# Problem details:
The answer is a single number: how many lines hold the string "React".

# Recorded information:

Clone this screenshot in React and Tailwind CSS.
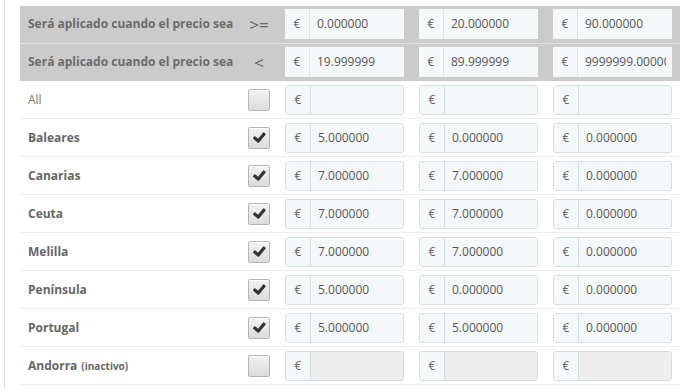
import React from "react";

const Check = () => (
  <svg width="15" height="15" viewBox="0 0 1792 1792" className="block">
    <path
      d="M1671 566q0 40-28 68l-724 724-136 136q-28 28-68 28t-68-28l-136-136-362-362q-28-28-28-68t28-68l136-136q28-28 68-28t68 28l294 295 656-657q28-28 68-28t68 28l136 136q28 28 28 68z"
      fill="#333"
      transform="rotate(-6 896 896)"
    />
  </svg>
);

const Checkbox = ({ checked }) => (
  <div className="w-[22px] h-[22px] rounded-[2px] border border-[#b5b5b5] bg-gradient-to-b from-[#f2f2f2] to-[#dcdcdc] flex items-center justify-center shadow-[inset_0_1px_0_#fff]">
    {checked && <Check />}
  </div>
);

const Money = ({ value, disabled }) => (
  <div className="flex h-[30px] w-[119px] rounded-[3px] border border-[#d3dde1] overflow-hidden">
    <div className="w-[25px] shrink-0 flex items-center justify-center bg-[#f5f8f9] border-r border-[#d3dde1] text-[12px] text-[#666]">€</div>
    <div className={`flex-1 flex items-center pl-[7px] pr-1 text-[12px] text-[#555] whitespace-nowrap overflow-hidden ${disabled ? "bg-[#eeeeee]" : "bg-[#f5f8f9]"}`}>
      {value}
    </div>
  </div>
);

const HeaderMoney = ({ value }) => (
  <div className="flex h-[30px] w-[119px] overflow-hidden">
    <div className="w-[25px] shrink-0 flex items-center justify-center bg-[#f5f8f9] border-r border-[#dfe5e7] text-[12px] text-[#666]">€</div>
    <div className="flex-1 flex items-center pl-[7px] pr-[6px] bg-[#f5f8f9] min-w-0">
      <div className="overflow-hidden whitespace-nowrap text-[12px] text-[#555]">{value}</div>
    </div>
  </div>
);

const rows = [
  { name: "All", bold: false, checked: false, values: ["", "", ""] },
  { name: "Baleares", bold: true, checked: true, values: ["5.000000", "0.000000", "0.000000"] },
  { name: "Canarias", bold: true, checked: true, values: ["7.000000", "7.000000", "0.000000"] },
  { name: "Ceuta", bold: true, checked: true, values: ["7.000000", "7.000000", "0.000000"] },
  { name: "Melilla", bold: true, checked: true, values: ["7.000000", "7.000000", "0.000000"] },
  { name: "Península", bold: true, checked: true, values: ["5.000000", "0.000000", "0.000000"] },
  { name: "Portugal", bold: true, checked: true, values: ["5.000000", "5.000000", "0.000000"] },
  { name: "Andorra", bold: true, checked: false, inactive: true, values: ["", "", ""] },
];

export default function App() {
  return (
    <div className="w-[697px] h-[389px] bg-white overflow-hidden" style={{ fontFamily: '"Open Sans", sans-serif' }}>
      <div className="ml-[4px] h-full border-l border-[#dddddd] pl-[15px] pt-[6px]">
        <div className="w-[660px]">
          {[
            { op: ">=", vals: ["0.000000", "20.000000", "90.000000"] },
            { op: "<", vals: ["19.999999", "89.999999", "9999999.000000"] },
          ].map((h, i) => (
            <div key={i} className={`flex h-[37.5px] items-center bg-[#cbcbcb] ${i === 0 ? "border-b border-[#e2e2e2]" : ""}`}>
              <div className="w-[220px] pl-[8px] text-[12px] font-bold text-[#6b6b6b] whitespace-nowrap">Será aplicado cuando el precio sea</div>
              <div className="w-[38px] flex justify-center text-[17px] text-[#666] leading-none">{h.op}</div>
              {h.vals.map((v, j) => (
                <div key={j} className="w-[134px] pl-[7px]">
                  <HeaderMoney value={v} />
                </div>
              ))}
            </div>
          ))}
          {rows.map((r, i) => (
            <div key={i} className="flex h-[38px] items-center border-b border-[#eeeeee]">
              <div className={`w-[220px] pl-[8px] text-[12px] ${r.bold ? "font-bold text-[#666]" : "text-[#777]"}`}>
                {r.name}
                {r.inactive && <span className="text-[10px] font-bold ml-[4px]">(inactivo)</span>}
              </div>
              <div className="w-[38px] flex justify-center">
                <Checkbox checked={r.checked} />
              </div>
              {r.values.map((v, j) => (
                <div key={j} className="w-[134px] pl-[7px]">
                  <Money value={v} disabled={r.inactive} />
                </div>
              ))}
            </div>
          ))}
        </div>
      </div>
    </div>
  );
}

# Result for this task:
2